Market slump fails to dampen party for unit-linked policies
Apr 14 2009 , New Delhi
Leading insurers including ICICI prudential, IDBI Fortis and Bharti Axa Life Insurance say that Ulips account for 80-90 per cent of their total business.
Unit-linked insurance policies have been a growth driver for life insurance companies during the past couple of years and have accounted for more than 80 per cent of the total new business premium earned during 2008-09, which rose to Rs 72,017 crore from April 2008 to February 2009.
Pranav Mishra, Senior vice-president & head (products), ICICI Prudential, said, “There is definitely a shift in customer preference but it is not between Ulips or traditional plans. Customers are now looking at safer investment options and guaranteed/assured return plans.” About 80-85 percent of total business for ICICI Prudential still comes from Ulips, said Mishra.
Many insurers say that Ulips are more popular as they are well structured and have a lot of flexibility. Sanjay Tripathy, executive vice-president & head (marketing), HDFC Standard Life, said, "Ulips continue to be the most popular products. This is because of the transparency these products offer. The customer has the choice of funds with a combination of asset classes and is aware of the charges that are made under the plan.”
Tripathy added that customers are now preferring risk cover or traditional plans. However, a widespread preference for traditional insurance plan is not seen.

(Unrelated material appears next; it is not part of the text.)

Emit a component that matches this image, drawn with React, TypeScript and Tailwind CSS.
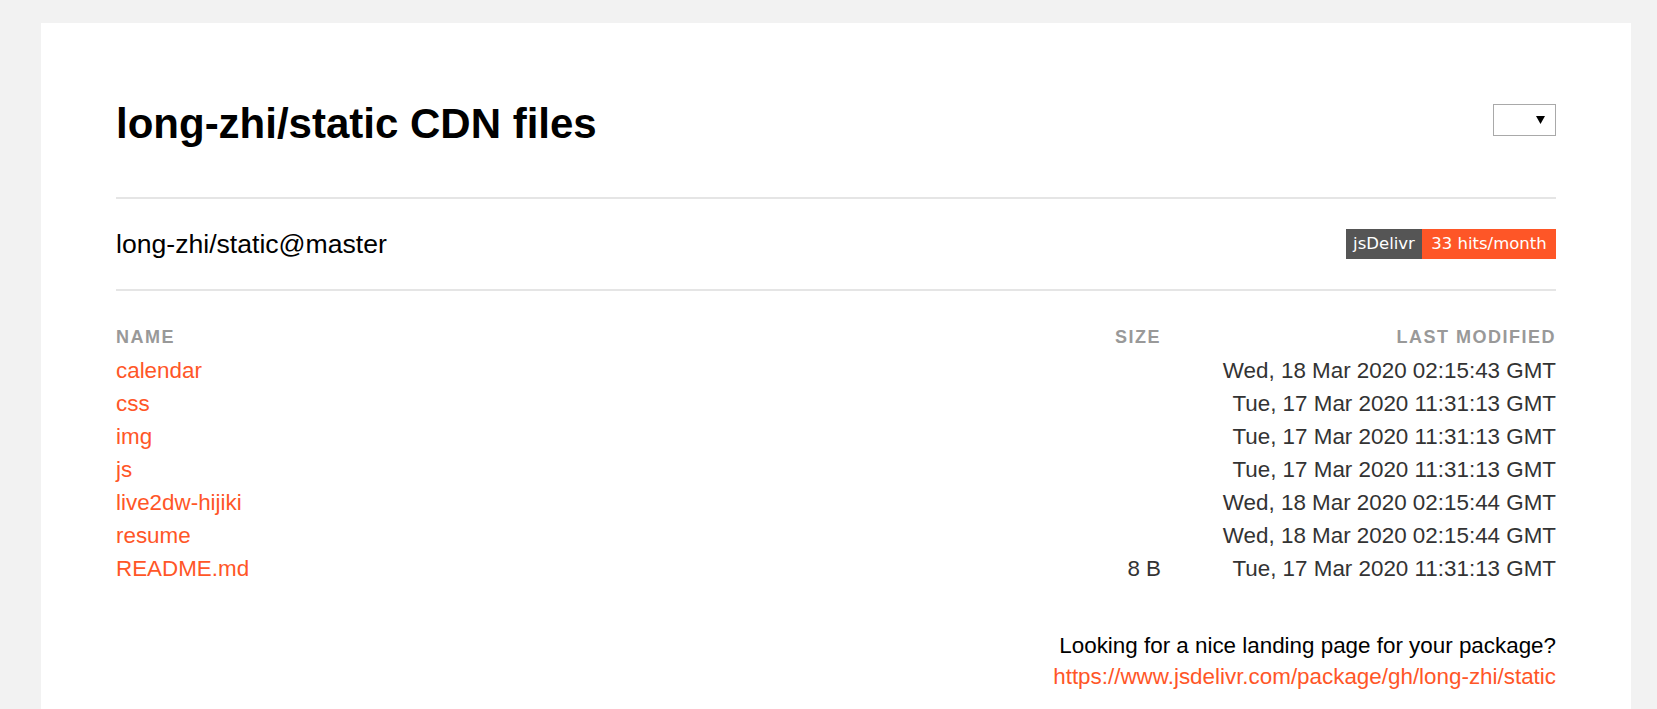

He, however, admitted that even though the number of policies sold has increased, the average premium per policy has come down a bit.
Shyamal Saxena, chief distribution & marketing officer, Bharti AXA Life Insurance, said, “Customer demand for ULIPs is intact and we are still to witness any substantial shift towards traditional plans. Within the Ulip category, there has been some shift towards products offering a guarantee of some kind.”
Bharti AXA Life will be launching new products in the coming months. They will all be on the Ulip platform.
IDBI Fortis Life Insurance, which started operation a year ago, has seen a sharp increase in sales of return-guaranteed Ulips. Amish Tripathi, national head (marketing and product management), IDBI Fortis Life Insurance said, “Ulips are most definitely still selling. Over the past year, one has seen a shift in the consumer preference for guaranteed return products. We have seen the proportion of customers investing in guaranteed funds rise steadily. The proportion of premiums going to guaranteed return funds has risen from around 20 per cent in March 2008 to over 50 per cent today”.
However, a few companies such as LIC and SBI Life say that they have witnessed a change in customer focus towards traditional products. LIC said it would launch more traditional plans in the coming months.
“For the past few years, there has been over-dependence of life insurers on Ulips. Now, we see the customer focus shifting towards traditional, term plans,” said a senior LIC official.
Rajesh Relan, managing director, MetLife India Insurance, agreed. He said, “This shift could be because of several reasons. While the real reasons are yet to be ascertained, we would like to attribute this trend to current market volatility combined with the introduction of new innovative traditional products by several
insurers.”
SBI Life Insurance is also looking at re-jigging its product portfolio by launching new traditional products.